Written task — Copy each line of the data below with the word "page".

Dataset section —
— Start —

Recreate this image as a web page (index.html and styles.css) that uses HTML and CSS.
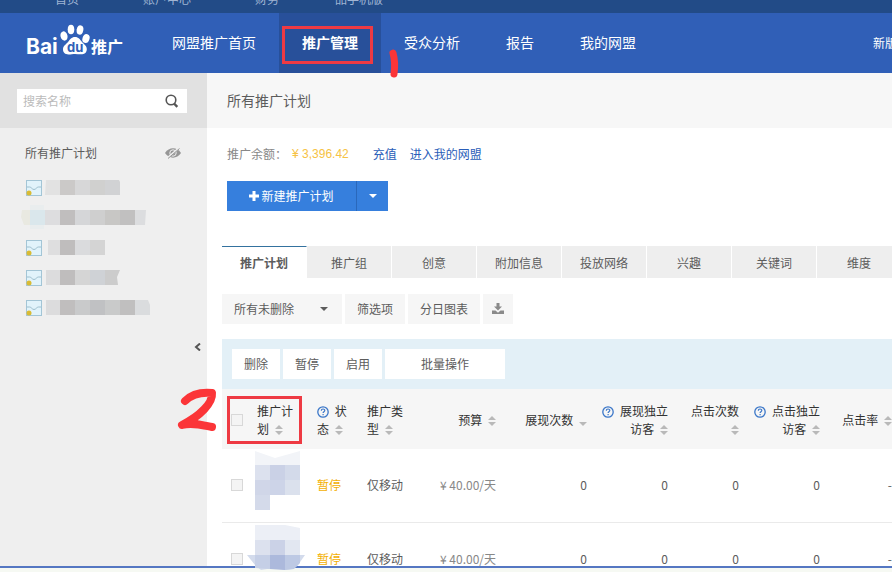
FILE: index.html
```html
<!DOCTYPE html>
<html lang="zh-CN">
<head>
    <meta charset="UTF-8">
    <meta name="viewport" content="width=device-width, initial-scale=1.0">
    <title>百度推广 - 推广管理</title>
    <link rel="stylesheet" href="styles.css">
</head>
<body>
    <!-- Shared icons -->
    <svg class="sprite" aria-hidden="true">
        <symbol id="icon-plan" viewBox="0 0 16 16">
            <rect x="0.5" y="0.5" width="15" height="15" fill="#e1f3fb" stroke="#a3c5d6"/>
            <path d="M1 7h2.500c2 0 2.500 2.500 4.500 2.500S10.500 7 12.500 7H15" fill="none" stroke="#9dbfce"/>
            <circle cx="3" cy="13" r="2.500" fill="#d9bb34"/>
        </symbol>
        <symbol id="icon-sort" viewBox="0 0 8 10">
            <path d="M4 0l4 4H0zM4 10L0 6h8z" fill="#b9b9b9"/>
        </symbol>
        <symbol id="icon-sort-desc" viewBox="0 0 8 10">
            <path d="M4 10L0 6h8z" fill="#b9b9b9"/>
        </symbol>
        <symbol id="icon-help" viewBox="0 0 12 12">
            <circle cx="6" cy="6" r="5.200" fill="none" stroke="#3a76c8" stroke-width="1.300"/>
            <path d="M4.300 4.700c0-2.200 3.500-2.200 3.500-.2 0 1.200-1.700 1.200-1.700 2.500M6.100 8v1.200" fill="none" stroke="#3a76c8" stroke-width="1.200"/>
        </symbol>
    </svg>

    <div class="topbar">
        <a href="#">首页</a>
        <a href="#">账户中心</a>
        <a href="#">财务</a>
        <a class="mobile" href="#">品手机版</a>
    </div>

    <header class="header">
        <a class="logo" href="#" aria-label="百度推广">
            <svg width="98" height="34" viewBox="0 3 98 34">
                <g fill="#fff">
                    <text class="logo-latin" x="-1" y="31">Bai</text>
                    <ellipse cx="37" cy="13" rx="3.500" ry="4.700" transform="rotate(-14 37 13)"/>
                    <ellipse cx="44" cy="6.500" rx="3.300" ry="4.700"/>
                    <ellipse cx="53" cy="7" rx="3.300" ry="4.700" transform="rotate(12 53 7)"/>
                    <ellipse cx="59" cy="15.500" rx="3.500" ry="4.600" transform="rotate(18 59 15.500)"/>
                    <path d="M48 14c3.500 0 5 2.500 7 5 2.500 2.700 5 4 4.800 7.500-.3 4-3.300 5-6 4.800-2-.1-3.800-.4-5.800-.4s-4 .6-6.500.6c-3.500 0-5.500-2-5.500-5.200 0-3.500 3-4.800 5.200-7.500 1.800-2.300 3.300-4.800 6.800-4.800z"/>
                    <text class="logo-cn" x="64" y="30">推广</text>
                </g>
                <text class="logo-du" x="40" y="29">du</text>
            </svg>
        </a>
        <nav class="nav">
            <a href="#">网盟推广首页</a>
            <a class="active" href="#">推广管理</a>
            <a href="#">受众分析</a>
            <a href="#">报告</a>
            <a href="#">我的网盟</a>
        </nav>
        <a class="new-version" href="#">新版</a>
    </header>

    <div class="layout">
        <aside class="sidebar">
            <form class="search">
                <input type="text" placeholder="搜索名称" aria-label="搜索名称">
                <button type="button" aria-label="搜索">
                    <svg width="14" height="14" viewBox="0 0 14 14" fill="none" stroke="#555">
                        <circle cx="6" cy="6" r="4.800" stroke-width="1.600"/>
                        <path d="M9 9.500l3.300 3.300" stroke-width="2.400"/>
                    </svg>
                </button>
            </form>
            <div class="side-title">
                <span>所有推广计划</span>
                <svg width="16" height="12" viewBox="0 0 16 12">
                    <path d="M0 6c4-6.200 12-6.200 16 0-4 6.200-12 6.200-16 0z" fill="#969696"/>
                    <circle cx="8" cy="6" r="3.200" fill="none" stroke="#efefef"/>
                    <path d="M2.500 11L14 1" stroke="#efefef" stroke-width="2"/>
                    <path d="M3 11.500L14.500 1.500" stroke="#969696"/>
                </svg>
            </div>
            <ul class="plan-list">
                <li>
                    <svg width="16" height="16"><use href="#icon-plan"/></svg>
                    <svg width="75" height="15">
                        <path d="M1 0h14v15H0z" fill="#e2e2e2"/>
                        <path d="M15 0h15v15H15z" fill="#cbc9c8"/>
                        <path d="M30 0h15v15H30z" fill="#d7d7d8"/>
                        <path d="M45 0h15v15H45z" fill="#d0d0cf"/>
                        <path d="M60 0h14l1 2v13H60z" fill="#d1d2d4"/>
                    </svg>
                </li>
                <li class="masked">
                    <svg width="125" height="24">
                        <path d="M1 5h8v15H3L0 12z" fill="#e9e9e1"/>
                        <path d="M9 0h14v24H9z" fill="#e9edee"/>
                        <path d="M9 5h15v15H9z" fill="#dae7ec"/>
                        <path d="M24 5h15v15H24z" fill="#dddddf"/>
                        <path d="M39 5h15v15H39z" fill="#c0bebe"/>
                        <path d="M54 5h15v15H54z" fill="#d5d6d8"/>
                        <path d="M69 5h15v15H69z" fill="#cfcfcf"/>
                        <path d="M84 5h15v15H84z" fill="#c8c7c5"/>
                        <path d="M99 5h15v15H99z" fill="#c1c0c0"/>
                        <path d="M114 5h11l-1 15h-10z" fill="#dcdddf"/>
                    </svg>
                </li>
                <li>
                    <svg width="16" height="16"><use href="#icon-plan"/></svg>
                    <svg width="60" height="15">
                        <path d="M3 0h12v15H3z" fill="#dededf"/>
                        <path d="M15 0h15v15H15z" fill="#bfbdbd"/>
                        <path d="M30 0h15v15H30z" fill="#dadbdd"/>
                        <path d="M45 0h15v15H45z" fill="#d4d4d4"/>
                    </svg>
                </li>
                <li>
                    <svg width="16" height="16"><use href="#icon-plan"/></svg>
                    <svg width="75" height="15">
                        <path d="M1 0h14v15H1z" fill="#dcdcdd"/>
                        <path d="M15 0h15v15H15z" fill="#bfbdbd"/>
                        <path d="M30 0h15v15H30z" fill="#d5d5d5"/>
                        <path d="M45 0h15v15H45z" fill="#cfd2d6"/>
                        <path d="M60 0h15l-3 7 1 8H60z" fill="#cccccc"/>
                    </svg>
                </li>
                <li>
                    <svg width="16" height="16"><use href="#icon-plan"/></svg>
                    <svg width="105" height="15">
                        <path d="M1 0h14v15H1z" fill="#dcdcdd"/>
                        <path d="M15 0h15v15H15z" fill="#c0bebe"/>
                        <path d="M30 0h15v15H30z" fill="#c9cacb"/>
                        <path d="M45 0h15v15H45z" fill="#c0c1c3"/>
                        <path d="M60 0h15v15H60z" fill="#c9caca"/>
                        <path d="M75 0h15v15H75z" fill="#c0bfbf"/>
                        <path d="M90 0h13l2 5v10H90z" fill="#dadcde"/>
                    </svg>
                </li>
            </ul>
            <button class="collapse" type="button" aria-label="收起">
                <svg width="7" height="8" viewBox="0 0 7 8"><path d="M6 .5L2 4l4 3.500" fill="none" stroke="#555" stroke-width="2"/></svg>
            </button>
        </aside>

        <main class="main">
            <h1 class="page-title">所有推广计划</h1>

            <div class="balance">
                <span>推广余额：</span>
                <span class="amount">¥ 3,396.42</span>
                <a href="#">充值</a>
                <a href="#">进入我的网盟</a>
            </div>

            <div class="create">
                <button class="create-main" type="button">
                    <svg width="10" height="10" viewBox="0 0 10 10"><path d="M5 0v10M0 5h10" stroke="#fff" stroke-width="3"/></svg>
                    <span>新建推广计划</span>
                </button>
                <button class="create-more" type="button" aria-label="更多"><span class="caret"></span></button>
            </div>

            <nav class="tabs">
                <a class="active" href="#">推广计划</a>
                <a href="#">推广组</a>
                <a href="#">创意</a>
                <a href="#">附加信息</a>
                <a href="#">投放网络</a>
                <a href="#">兴趣</a>
                <a href="#">关键词</a>
                <a href="#">维度</a>
            </nav>

            <div class="filters">
                <div class="select">
                    <select aria-label="状态筛选">
                        <option>所有未删除</option>
                    </select>
                    <span class="caret"></span>
                </div>
                <button type="button">筛选项</button>
                <button type="button">分日图表</button>
                <button class="download" type="button" aria-label="下载">
                    <svg width="12" height="12" viewBox="0 0 12 12" fill="#8a8a8a">
                        <path d="M4.500 0h3v3.500H10L6 7.500 2 3.500h2.500z"/>
                        <path d="M0 7.500h3.500L6 9.700l2.500-2.200H12V11H0z"/>
                    </svg>
                </button>
            </div>

            <div class="actions">
                <button type="button">删除</button>
                <button type="button">暂停</button>
                <button type="button">启用</button>
                <button class="batch" type="button">批量操作</button>
            </div>

            <table class="plans">
                <colgroup>
                    <col class="col-check">
                    <col class="col-name">
                    <col class="col-status">
                    <col class="col-type">
                    <col class="col-budget">
                    <col class="col-shows">
                    <col class="col-visitors">
                    <col class="col-clicks">
                    <col class="col-visitors">
                    <col class="col-rate">
                </colgroup>
                <thead>
                    <tr>
                        <th class="check"><input type="checkbox" aria-label="全选"></th>
                        <th>推广计<br>划 <svg class="sort"><use href="#icon-sort"/></svg></th>
                        <th><svg class="help"><use href="#icon-help"/></svg> 状<br>态 <svg class="sort"><use href="#icon-sort"/></svg></th>
                        <th>推广类<br>型 <svg class="sort"><use href="#icon-sort"/></svg></th>
                        <th class="num">预算 <svg class="sort"><use href="#icon-sort"/></svg></th>
                        <th class="num">展现次数 <svg class="sort"><use href="#icon-sort-desc"/></svg></th>
                        <th class="num"><svg class="help"><use href="#icon-help"/></svg> 展现独立<br>访客 <svg class="sort"><use href="#icon-sort"/></svg></th>
                        <th class="num">点击次数<br><svg class="sort"><use href="#icon-sort"/></svg></th>
                        <th class="num"><svg class="help"><use href="#icon-help"/></svg> 点击独立<br>访客 <svg class="sort"><use href="#icon-sort"/></svg></th>
                        <th class="num">点击率 <svg class="sort"><use href="#icon-sort"/></svg></th>
                    </tr>
                </thead>
                <tbody>
                    <tr>
                        <td class="check"><input type="checkbox" aria-label="选择计划一"></td>
                        <td class="name">
                            <svg width="50" height="60">
                                <path d="M5 0l20 7 25-7v15H5z" fill="#f2f4f8"/>
                                <path d="M5 14h15v15H5z" fill="#dce1ee"/>
                                <path d="M20 14h15v15H20z" fill="#cad1e6"/>
                                <path d="M35 14h15v15H35z" fill="#d3daea"/>
                                <path d="M5 29h15v15H5z" fill="#d0d6e8"/>
                                <path d="M20 29h15v15H20z" fill="#cdd4e8"/>
                                <path d="M35 29h15v15H35z" fill="#dbe1ed"/>
                                <path d="M5 44h15v15H5z" fill="#d4daea"/>
                            </svg>
                        </td>
                        <td class="paused">暂停</td>
                        <td>仅移动</td>
                        <td class="num budget">¥ 40.00/天</td>
                        <td class="num">0</td>
                        <td class="num">0</td>
                        <td class="num">0</td>
                        <td class="num">0</td>
                        <td class="num">-</td>
                    </tr>
                    <tr>
                        <td class="check"><input type="checkbox" aria-label="选择计划二"></td>
                        <td class="name">
                            <svg width="50" height="60">
                                <path d="M5 0h30l15 3v12H5z" fill="#eceff6"/>
                                <path d="M5 15h15v15H5z" fill="#dce1ee"/>
                                <path d="M20 15h15v15H20z" fill="#cbd2e7"/>
                                <path d="M35 15h15v15H35z" fill="#e2e7f1"/>
                                <path d="M-3 30h58l-7 10-5 4-8 1-12-2-12 2-6-5z" fill="#d3dbec"/>
                                <path d="M5 30h15v14L5 43z" fill="#c5cfe6"/>
                                <path d="M20 30h15v15l-15-1z" fill="#acb9dc"/>
                                <path d="M35 30h15v8l-6 6-9 1z" fill="#bdc9e4"/>
                            </svg>
                        </td>
                        <td class="paused">暂停</td>
                        <td>仅移动</td>
                        <td class="num budget">¥ 40.00/天</td>
                        <td class="num">0</td>
                        <td class="num">0</td>
                        <td class="num">0</td>
                        <td class="num">0</td>
                        <td class="num">-</td>
                    </tr>
                </tbody>
            </table>
        </main>
    </div>

    <div class="bottom-line"></div>

    <!-- Step markers drawn over the page -->
    <div class="mark mark-nav"></div>
    <svg class="mark-one" width="16" height="34" viewBox="0 0 16 34" aria-label="1">
        <path d="M7 7c2 7 2 14 1 21" fill="none" stroke="#fb3538" stroke-width="7" stroke-linecap="round"/>
    </svg>
    <div class="mark mark-table"></div>
    <svg class="mark-two" width="44" height="48" viewBox="0 0 44 48" aria-label="2">
        <path d="M10 14C17 7 26 5 37 6c1 10-12 23-30 32 10-3 20 0 30 2" fill="none" stroke="#fb3538" stroke-width="8" stroke-linecap="round" stroke-linejoin="round"/>
    </svg>
</body>
</html>
```

FILE: styles.css
```css
* {
    box-sizing: border-box;
}

body {
    display: flex;
    flex-direction: column;
    position: relative;
    height: 100vh;
    margin: 0;
    overflow: hidden;
    background-color: #fff;
    color: #5c5c5c;
    font-family: "Noto Sans CJK SC", sans-serif;
    font-size: 12px;
    line-height: 18px;
}

a {
    color: #2a5db8;
    text-decoration: none;
}

button,
input,
select {
    margin: 0;
    padding: 0;
    border: none;
    border-radius: 0;
    color: inherit;
    font: inherit;
}

button {
    cursor: pointer;
}

svg {
    flex: none;
}

.sprite {
    position: absolute;
    width: 0;
    height: 0;
}

.caret {
    border: 4px solid transparent;
    border-top-color: currentColor;
    border-bottom: none;
}

/* Top bar and header */
.topbar {
    display: flex;
    flex: none;
    align-items: flex-end;
    gap: 64px;
    height: 13px;
    padding: 0 55px 5px;
    overflow: hidden;
    background-color: #224b87;
}

.topbar a {
    color: #9fb4d3;
}

.topbar .mobile {
    margin-left: -8px;
}

.header {
    display: flex;
    flex: none;
    align-items: center;
    height: 60px;
    overflow: hidden;
    background-color: #305fb7;
}

.logo {
    display: flex;
    flex: none;
    width: 149px;
    padding-left: 27px;
}

.logo svg {
    overflow: visible;
}

.logo-latin {
    font: bold 21px Inter, sans-serif;
}

.logo-du {
    fill: #305fb7;
    font: bold 13px Inter, sans-serif;
}

.logo-cn {
    font: bold 16px "Noto Sans CJK SC", sans-serif;
}

.nav {
    display: flex;
    flex: 1;
}

.nav a {
    flex: none;
    padding: 0 23px 2px;
    color: #fff;
    font-size: 14px;
    line-height: 58px;
}

.nav .active {
    background-color: #28509a;
    font-weight: bold;
}

.new-version {
    flex: none;
    width: 19px;
    overflow: hidden;
    color: #fff;
    white-space: nowrap;
}

.layout {
    display: flex;
    flex: 1;
    min-height: 0;
}

/* Sidebar */
.sidebar {
    flex: none;
    width: 207px;
    background-color: #efefef;
}

.search {
    display: flex;
    height: 55px;
    padding: 16px 20px 15px 17px;
    background-color: #e1e1e1;
}

.search input {
    flex: 1;
    min-width: 0;
    padding-left: 6px;
    background-color: #fff;
}

.search input::placeholder {
    color: #bbb;
}

.search button {
    display: flex;
    align-items: center;
    justify-content: center;
    width: 30px;
    background-color: #fff;
}

.side-title {
    display: flex;
    align-items: center;
    justify-content: space-between;
    height: 30px;
    margin-top: 10px;
    padding: 0 26px 0 25px;
}

.plan-list {
    margin: 5px 0 0;
    padding: 0 0 0 26px;
    list-style: none;
}

.plan-list li {
    display: flex;
    align-items: flex-start;
    gap: 3px;
    height: 30px;
    padding-top: 7px;
}

.plan-list .masked {
    margin-left: -5px;
    padding-top: 2px;
}

.collapse {
    display: flex;
    margin: 20px 6px 0 auto;
    background: none;
}

/* Main column */
.main {
    flex: 1;
    min-width: 0;
    overflow-x: clip;
}

.page-title {
    height: 55px;
    margin: 0;
    padding-left: 20px;
    background-color: #f7f7f7;
    font-size: 14px;
    font-weight: normal;
    line-height: 55px;
}

.balance {
    display: flex;
    margin: 17px 0 18px;
    padding-left: 20px;
    color: #888;
}

.balance a {
    margin-right: 13px;
}

.amount {
    margin: 0 24px 0 5px;
    color: #f6c244;
    font-family: "Liberation Sans", sans-serif;
}

.create {
    display: flex;
    height: 30px;
    padding-left: 20px;
    color: #fff;
}

.create button {
    display: flex;
    align-items: center;
    justify-content: center;
    gap: 2px;
    background-color: #367fdd;
}

.create-main {
    width: 129px;
}

.create .create-more {
    width: 32px;
    border-left: 1px solid #2a68bb;
}

.tabs {
    display: flex;
    margin: 35px 0 0 15px;
}

.tabs a {
    flex: none;
    width: 85px;
    height: 32px;
    border-right: 1px solid #fff;
    background-color: #eee;
    color: #5c5c5c;
    line-height: 34px;
    text-align: center;
}

.tabs .active {
    border-top: 1px solid #34729f;
    background-color: #fff;
    font-weight: bold;
    line-height: 32px;
}

.filters {
    display: flex;
    gap: 3px;
    height: 30px;
    margin: 16px 0 15px;
    padding-left: 15px;
}

.filters button {
    padding: 0 12px;
    background-color: #f6f6f6;
}

.select {
    display: grid;
    align-items: center;
    width: 120px;
    background-color: #f6f6f6;
}

.select select,
.select .caret {
    grid-area: 1 / 1;
}

.select select {
    width: 100%;
    height: 30px;
    padding-left: 12px;
    appearance: none;
    background: none;
}

.select .caret {
    justify-self: end;
    margin-right: 14px;
    pointer-events: none;
}

.filters .download {
    display: flex;
    align-items: center;
    padding: 0 9px;
}

.actions {
    display: flex;
    gap: 3px;
    height: 50px;
    margin-left: 15px;
    padding: 10px;
    background-color: #e3f0f7;
}

.actions button {
    padding: 0 12px;
    background-color: #fff;
}

.actions .batch {
    width: 120px;
}

/* Plans table */
.plans {
    width: calc(100% - 5px);
    min-width: 680px;
    margin-left: 15px;
    border-collapse: collapse;
    table-layout: fixed;
}

.col-check { width: 25px; }
.col-name { width: 60px; }
.col-status { width: 50px; }
.col-type { width: 60px; }
.col-budget { width: 89px; }
.col-shows { width: 91px; }
.col-visitors { width: 81px; }
.col-clicks { width: 71px; }
.col-rate { width: 72px; }

.plans th,
.plans td {
    padding: 0 0 0 10px;
    text-align: left;
    white-space: nowrap;
}

.plans th {
    height: 60px;
    padding-top: 2px;
    background-color: #f6f6f6;
    color: #333;
    font-weight: normal;
}

.plans td {
    height: 73px;
    border-bottom: 1px solid #eaeaea;
}

.plans .num {
    padding-right: 10px;
    padding-left: 0;
    text-align: right;
}

.plans .check {
    padding-left: 9px;
}

.plans .name {
    padding: 2px 0 0 3px;
    vertical-align: top;
}

/* The name preview may run over the bottom line */
.plans .name svg {
    display: block;
    position: relative;
    overflow: visible;
}

.plans .paused {
    color: #f3b004;
}

.plans .budget {
    color: #888;
}

.check input {
    display: block;
    width: 12px;
    height: 12px;
    border: 1px solid #d8d8d8;
    appearance: none;
    background-color: #f4f4f4;
}

.sort {
    width: 8px;
    height: 10px;
    margin-left: 3px;
    vertical-align: -1px;
}

.help {
    width: 12px;
    height: 12px;
    margin-right: 3px;
    vertical-align: -2px;
}

.bottom-line {
    flex: none;
    height: 6px;
    border-top: 2px solid #5577c2;
    background-color: #f6f9f3;
}

/* Step markers */
.mark {
    position: absolute;
    border: 3px solid #ee3a43;
}

.mark-nav {
    top: 26px;
    left: 282px;
    width: 91px;
    height: 38px;
}

.mark-table {
    top: 396px;
    left: 227px;
    width: 75px;
    height: 48px;
}

.mark-one {
    position: absolute;
    top: 46px;
    left: 386px;
}

.mark-two {
    position: absolute;
    top: 387px;
    left: 175px;
}
```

— End —

Result for this exercise —
Recreate this image as a web page (index.html and styles.css) that uses HTML and CSS.
            <h1 class="page-title">所有推广计划</h1>
    <!-- Step markers drawn over the page -->
.page-title {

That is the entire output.